Read simply regarded him. “You mean well, Wyre, I’ll concede that. But don’t you think the Duke’s been through enough? A patriot wouldn’t prolong this nonsense. The depositions agree in ninety-five per cent of the details, and that’s sufficient for me. The other five per cent can be put down to petty vindictiveness or plain muddle. This whole thing’s a waste of everyone’s time and effort.” He pushed his chair back roughly, and got to his feet. “Join us tomorrow, if you must. The inquest will be over by lunch. And Wyre, we’ll be taking Cumberland’s testimony. The Duke won’t welcome schoolboyish theories. He’s a man who wishes to be looked at, not into.”
Read strode from the Cupola Office, followed by his secretary. Wyre watched them go, waiting a little while before making his own way out. Something important was eluding them; he hadn’t changed his mind about that. The deponents’ stories were too concordant, not enough of those little variations and telling discrepancies Courthouse prosecutors were trained to spot and jemmy apart. What did they really know? There’d been an attack on the Duke; someone had been heard shuffling about in the servants’ passage; Mrs Neale had been sent to fetch Jackson and Sellis; Neale himself had . . . The edges of the narrative were already beginning to fray.
Wyre pulled up sharp. He’d missed the piazza door. Paulet’s word: befuddled. Hell’s teeth, he’d gone practically all the way to the Valet’s Room. Back to where he began. Perhaps that was just as well.
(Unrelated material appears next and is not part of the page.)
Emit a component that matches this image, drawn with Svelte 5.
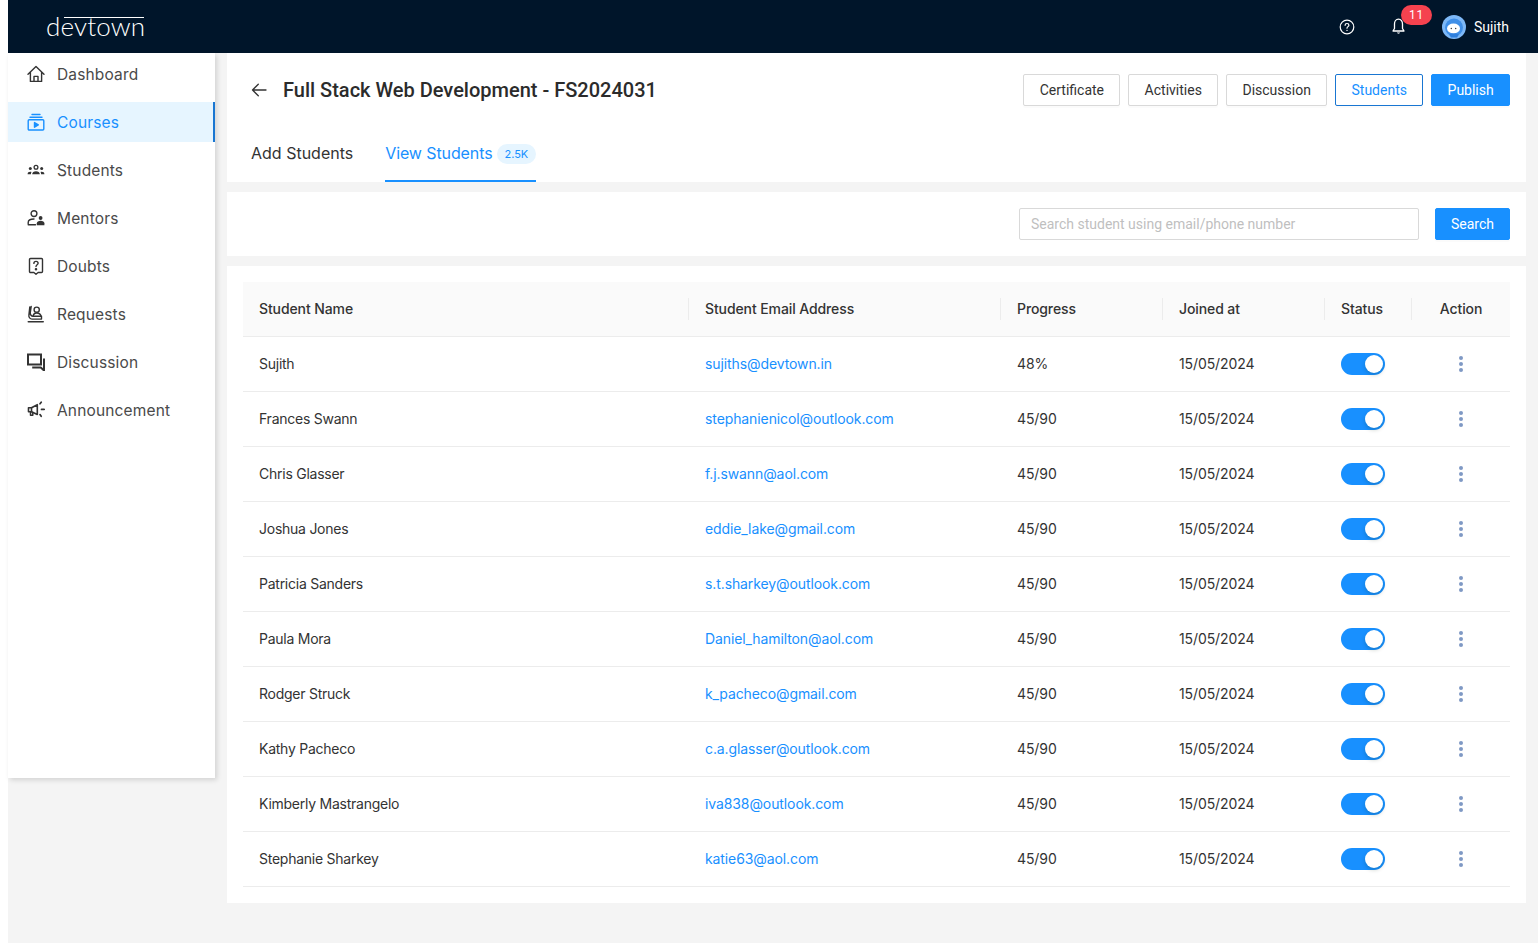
<script>
  const nav = [
    { label: 'Dashboard', icon: 'home' },
    { label: 'Courses', icon: 'courses', active: true },
    { label: 'Students', icon: 'students' },
    { label: 'Mentors', icon: 'mentors' },
    { label: 'Doubts', icon: 'doubts' },
    { label: 'Requests', icon: 'requests' },
    { label: 'Discussion', icon: 'discussion' },
    { label: 'Announcement', icon: 'announce' }
  ];
  const rows = [
    ['Sujith', 'sujiths@devtown.in', '48%'],
    ['Frances Swann', 'stephanienicol@outlook.com', '45/90'],
    ['Chris Glasser', 'f.j.swann@aol.com', '45/90'],
    ['Joshua Jones', 'eddie_lake@gmail.com', '45/90'],
    ['Patricia Sanders', 's.t.sharkey@outlook.com', '45/90'],
    ['Paula Mora', 'Daniel_hamilton@aol.com', '45/90'],
    ['Rodger Struck', 'k_pacheco@gmail.com', '45/90'],
    ['Kathy Pacheco', 'c.a.glasser@outlook.com', '45/90'],
    ['Kimberly Mastrangelo', 'iva838@outlook.com', '45/90'],
    ['Stephanie Sharkey', 'katie63@aol.com', '45/90']
  ];
</script>

<div class="page">
  <header class="topbar">
    <div class="logo"><span class="logo-text">devtown</span><i class="logo-bar"></i></div>
    <div class="top-right">
      <svg class="help" viewBox="0 0 16 16" width="16" height="16" fill="none" stroke="#fff" stroke-width="1.2">
        <circle cx="8" cy="8" r="6.8" />
        <path d="M6.1 6.3c0-1.1.9-1.8 1.9-1.8s1.9.7 1.9 1.7c0 1.4-1.9 1.5-1.9 3" stroke-linecap="round" />
        <circle cx="8" cy="11.4" r=".7" fill="#fff" stroke="none" />
      </svg>
      <div class="bell">
        <svg viewBox="0 0 13 17" width="13" height="17" fill="none" stroke="#fff" stroke-width="1.3">
          <path d="M6.5 1.2C3.900 1.200 2.500 3.200 2.500 6v4.500L1 13h11l-1.500-2.500V6c0-2.800-1.400-4.800-4-4.800z" stroke-linejoin="round" />
          <path d="M5 14.600h3c0 1.500-3 1.500-3 0z" fill="#fff" stroke="none" />
        </svg>
        <span class="badge">11</span>
      </div>
      <svg class="avatar" viewBox="0 0 24 24" width="24" height="24">
        <circle cx="12" cy="12" r="12" fill="#7db8f7" />
        <circle cx="12" cy="12.500" r="9" fill="#3f8fe8" />
        <ellipse cx="11.500" cy="13.500" rx="6.500" ry="5" fill="#fff" />
        <path d="M7 19.500c1.500-1.500 8-1.500 10 0l-2 3h-6z" fill="#2f7fdc" />
        <circle cx="9.300" cy="13.500" r=".7" fill="#333" />
        <circle cx="13.700" cy="13.500" r=".7" fill="#333" />
      </svg>
      <span class="user">Sujith</span>
    </div>
  </header>

  <div class="body">
    <aside class="sidebar">
      {#each nav as item}
        <div class="nav-item" class:active={item.active}>
          <span class="nav-icon">
            <svg viewBox="0 0 18 18" width="18" height="18" fill="none" stroke="currentColor" stroke-width="1.4" stroke-linejoin="round" stroke-linecap="round">
              {#if item.icon === 'home'}
                <path d="M1 9.200L9 1.600l8 7.600M3.400 7.200V16.400h11.200V7.200M7 16.400v-5h4v5" />
              {:else if item.icon === 'courses'}
                <path d="M5 1.500h8M3 4.200h12" />
                <rect x="1.200" y="6.800" width="15.600" height="10.200" rx="1" />
                <path d="M7.500 9.600v4.600l3.800-2.300z" fill="currentColor" />
              {:else if item.icon === 'students'}
                <circle cx="9" cy="6.200" r="1.900" stroke-width="1.300" />
                <circle cx="3.300" cy="7.600" r="1.500" fill="currentColor" stroke="none" />
                <circle cx="14.700" cy="7.600" r="1.500" fill="currentColor" stroke="none" />
                <path d="M5.200 13.200c0-2.100 1.600-3 3.800-3s3.800.9 3.800 3z" fill="currentColor" stroke="none" />
                <path d="M.6 13.200c0-1.800 1-2.500 2.700-2.500.5 0 .9.100 1.200.2-.4.500-.6 1.300-.6 2.300zM17.400 13.200c0-1.800-1-2.500-2.700-2.500-.5 0-.9.100-1.200.2.400.5.600 1.300.6 2.300z" fill="currentColor" stroke="none" />
              {:else if item.icon === 'mentors'}
                <circle cx="7" cy="4.600" r="2.900" />
                <path d="M1.200 14.800v-1.400c0-2 2.500-3.400 5.800-3.400M1.200 15.800h7.300" />
                <circle cx="13.600" cy="9" r="1.900" fill="currentColor" stroke="none" />
                <path d="M9.800 16.200v-1.900c0-1.600 1.700-2.500 3.800-2.500s3.800.9 3.800 2.500v1.900z" fill="currentColor" stroke="none" />
              {:else if item.icon === 'doubts'}
                <path d="M3.500 1.500h11a1 1 0 011 1v12a1 1 0 01-1 1h-3.400L9 17.200l-2.100-1.700H3.500a1 1 0 01-1-1v-12a1 1 0 011-1z" />
                <path d="M6.900 6.400c0-1.300 1-2 2.100-2s2.100.7 2.100 1.800c0 1.500-2.100 1.600-2.100 3.300" />
                <circle cx="9" cy="12.200" r=".6" fill="currentColor" />
              {:else if item.icon === 'requests'}
                <circle cx="9.700" cy="4.700" r="2.600" />
                <path d="M4.200 1.500L3.300 7.500c-.2 2.200 1 3.800 2.800 3.800h8.400v2.800H5c-2 0-3.400-1.800-3.100-4L2.800 2" />
                <path d="M6.300 11.300c0-2.100 1.500-3.300 3.400-3.300s3.900.9 4.400 3.300" />
                <path d="M1.300 16.800h14.900" stroke-width="1.600" />
              {:else if item.icon === 'discussion'}
                <path d="M1 1.500h13v10H1zM17 5.400v12.100l-3.200-3H5.200" stroke-width="2" stroke-linejoin="miter" stroke-linecap="butt" />
              {:else if item.icon === 'announce'}
                <path d="M1.500 6.800h3l5.800-3.100v9.800L4.500 10.700h-3z" stroke-width="1.600" />
                <path d="M4.500 6.800v3.900" stroke-width="1.600" />
                <path d="M3.500 10.900v3.300h2.300v-2.600" stroke-width="1.500" />
                <path d="M13 2.800l1.200-1.600M13 13.600l1.200 1.700M14.500 8.400h2.700" stroke-width="1.700" />
              {/if}
            </svg>
          </span>
          <span>{item.label}</span>
        </div>
      {/each}
    </aside>

    <main class="content">
      <section class="panel head-panel">
        <div class="title-row">
          <div class="title">
            <svg viewBox="0 0 16 16" width="16" height="16" fill="none" stroke="#333" stroke-width="1.300" stroke-linecap="round" stroke-linejoin="round">
              <path d="M15 8H1.500M7.300 2.200L1.500 8l5.800 5.800" />
            </svg>
            <h1>Full Stack Web Development - FS2024031</h1>
          </div>
          <div class="actions">
            <button class="btn">Certificate</button>
            <button class="btn">Activities</button>
            <button class="btn">Discussion</button>
            <button class="btn outline">Students</button>
            <button class="btn primary">Publish</button>
          </div>
        </div>
        <div class="tabs">
          <div class="tab">Add Students</div>
          <div class="tab current">View Students <span class="count">2.5K</span></div>
        </div>
      </section>

      <section class="panel search-panel">
        <input class="search" placeholder="Search student using email/phone number" />
        <button class="btn primary search-btn">Search</button>
      </section>

      <section class="panel table-panel">
        <table>
          <colgroup>
            <col class="c1" /><col class="c2" /><col class="c3" /><col class="c3" /><col class="c5" /><col class="c6" />
          </colgroup>
          <thead>
            <tr>
              <th>Student Name</th>
              <th>Student Email Address</th>
              <th>Progress</th>
              <th>Joined at</th>
              <th>Status</th>
              <th class="center">Action</th>
            </tr>
          </thead>
          <tbody>
            {#each rows as r}
              <tr>
                <td class="txt name">{r[0]}</td>
                <td class="txt email">{r[1]}</td>
                <td class="txt">{r[2]}</td>
                <td class="txt">15/05/2024</td>
                <td><span class="switch"><i></i></span></td>
                <td class="center"><span class="more"><i></i><i></i><i></i></span></td>
              </tr>
            {/each}
          </tbody>
        </table>
      </section>
    </main>
  </div>
</div>

<style>
  :global(body) { margin: 0; background: #fff; }
  .page { margin-left: 8px; min-height: 943px; background: #f4f4f4; font-family: Inter, "Open Sans", sans-serif; color: #333; display: flex; flex-direction: column; }
  .topbar { height: 53px; background: #00152a; display: flex; align-items: center; justify-content: space-between; padding: 0 29px 0 38px; flex: none; }
  .logo { position: relative; width: 100px; margin-top: -2px; }
  .logo-text { font-family: Lato, sans-serif; font-weight: 300; font-size: 26px; letter-spacing: .15px; color: #fff; line-height: 30px; display: block; }
  .logo-bar { position: absolute; left: 18px; right: 2px; top: 6px; height: 1px; background: #fff; }
  .top-right { display: flex; align-items: center; }
  .help { margin-right: 37px; }
  .bell { position: relative; width: 13px; height: 17px; margin-right: 37px; }
  .bell svg { display: block; }
  .badge { position: absolute; left: 9px; top: -13px; width: 31px; height: 20px; border-radius: 10px; background: #f5424f; color: #fff; font: 12px/20px Roboto, sans-serif; letter-spacing: .6px; text-align: center; }
  .avatar { margin-right: 8px; }
  .user { color: #fff; font: 14px Roboto, sans-serif; }

  .body { display: flex; align-items: flex-start; gap: 12px; padding-right: 12px; }
  .sidebar { width: 207px; height: 725px; flex: none; background: #fff; box-shadow: 2px 2px 5px rgba(0,0,0,.14); padding-top: 1px; box-sizing: border-box; }
  .nav-item { height: 40px; margin-bottom: 8px; display: flex; align-items: center; padding-left: 19px; gap: 12px; font-size: 15.5px; letter-spacing: .15px; color: #4a4a4a; box-sizing: border-box; }
  .nav-item.active { background: #e6f5ff; color: #1890ff; border-right: 2px solid #1976d2; }
  .nav-icon { width: 18px; height: 18px; display: flex; color: #333; }
  .active .nav-icon { color: #1890ff; }

  .content { flex: 1; min-width: 0; display: flex; flex-direction: column; gap: 10px; }
  .panel { background: #fff; }
  .head-panel { height: 129px; box-sizing: border-box; padding: 21px 16px 0 24px; display: flex; flex-direction: column; }
  .title-row { display: flex; justify-content: space-between; align-items: center; height: 32px; }
  .title { display: flex; align-items: center; gap: 16px; }
  h1 { margin: 0; font: 500 20px Roboto, sans-serif; color: #2b2b2b; }
  .actions { display: flex; gap: 8px; }
  .btn { height: 32px; padding: 0 15.3px; border: 1px solid #d9d9d9; border-radius: 2px; background: #fff; color: #333; font: 14px Roboto, sans-serif; box-shadow: 0 2px 0 rgba(0,0,0,.015); box-sizing: border-box; }
  .btn.outline { border-color: #1976d2; color: #1890ff; }
  .btn.primary { background: #1890ff; border-color: #1890ff; color: #fff; }
  .btn.search-btn { padding: 0 15px; }
  .tabs { display: flex; gap: 32px; margin-top: 32px; }
  .tab { height: 42px; font-size: 16px; color: #333; line-height: 30px; }
  .tab.current { color: #1890ff; border-bottom: 2px solid #1890ff; letter-spacing: -.1px; }
  .count { display: inline-block; height: 20px; line-height: 20px; padding: 0 7.5px; border-radius: 10px; background: #e6f5ff; font-size: 11px; letter-spacing: 0; vertical-align: 1px; }

  .search-panel { height: 64px; display: flex; align-items: center; justify-content: flex-end; gap: 16px; padding-right: 16px; }
  .search { width: 400px; height: 32px; box-sizing: border-box; border: 1px solid #d9d9d9; border-radius: 2px; padding: 0 11px; font: 14px Roboto, sans-serif; outline: none; }
  .search::placeholder { color: #bfbfbf; opacity: 1; }

  .table-panel { height: 637px; box-sizing: border-box; padding: 16px; }
  table { width: 1267px; table-layout: fixed; border-collapse: separate; border-spacing: 0; font-size: 14px; letter-spacing: -.1px; }
  .c1 { width: 446px; }
  .c2 { width: 312px; }
  .c3 { width: 162px; }
  .c5 { width: 87px; }
  .c6 { width: 98px; }
  th { position: relative; height: 55px; background: #fafafa; font-weight: 500; text-align: left; padding: 0 16px 2px; border-bottom: 1px solid #ececec; color: #333; box-sizing: border-box; }
  th + th::before { content: ""; position: absolute; left: -1px; top: 16px; height: 22px; width: 1px; background: #ececec; }
  td { height: 55px; padding: 0 16px; border-bottom: 1px solid #ececec; color: #333; box-sizing: border-box; }
  td.txt { padding-bottom: 2px; }
  .center { text-align: center; }
  .name { letter-spacing: -.25px; }
  .email { color: #1890ff; }
  .switch { display: block; width: 44px; height: 22px; border-radius: 11px; background: #1890ff; position: relative; }
  .switch i { position: absolute; right: 2px; top: 2px; width: 18px; height: 18px; border-radius: 50%; background: #fff; box-shadow: 0 2px 4px rgba(0,35,11,.2); }
  .more { display: flex; flex-direction: column; gap: 2px; width: 4px; margin: 0 auto; }
  .more i { width: 4px; height: 4px; border-radius: 50%; background: #7f99c4; }
</style>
It wouldn’t hurt to look again. This time without Read.
A dark red ribbon marked the room as off-limits. Wyre
slipped beneath it and gave the door a little push. Inside, leaning at the mantlepiece, both hands flat against the tiles, was Neale. The valet turned.
51. Conversations
Wyre decided to brazen it out. If he shouldn’t be here, neither should Neale. Read had made it too easy for this man. He pulled the door to.
“The Valet’s Room is out of bounds during the inquest, Mr Neale.”
“Then you’ll have to explain it to his Highness,” replied the valet coolly. “He asked me to change the sheeting.”
As outflanking gambits went, it was a good one. Wyre was determined to keep his composure. “I trust the Duke’s wounds are healing. I’d been meaning to ask you about them.”
Neale smirked. “I’d have said that was Mr Jackson’s speciality.”
“Why don’t you give me the layman’s version. That’s what you are, isn’t it? A layman.”
For an electrifying instant, Wyre thought the valet was about to rush at him, but his fierce look vanished almost as quickly as it had appeared.
“I can tell you what I saw,” he said with a shrug. “The back of the Duke’s right hand was cut across. There were gashes on his left arm; one of them looked deep. There was something on the back of his right thigh. He was also cut on his head.”
“You saw all this in the dark?”
“I’d lit a lamp by then.”
“While we’re at it, tell me about Sellis’s corpse. I know you were in his room that night.”
“It’s no secret,” came the reply. “I told Read that.”
“Alone with the body, I mean. Do you deny it?”
Neale laughed. “What a strange question.” He appeared to consider. “People were coming and going. It’s possible. Why do you ask?”
“I think Sellis had a co-conspirator, a slinker who goes by the name of Mr Parlez-Vous.”
“Can’t say I ever met him.” The valet’s lips buckled into a sneer.
“Down at the stables today, by any chance?”
“Mucking out isn’t part of my duties, Mr Wyre.”
“You knew Sellis better than most. Tell me, why would he attempt to slay his master?”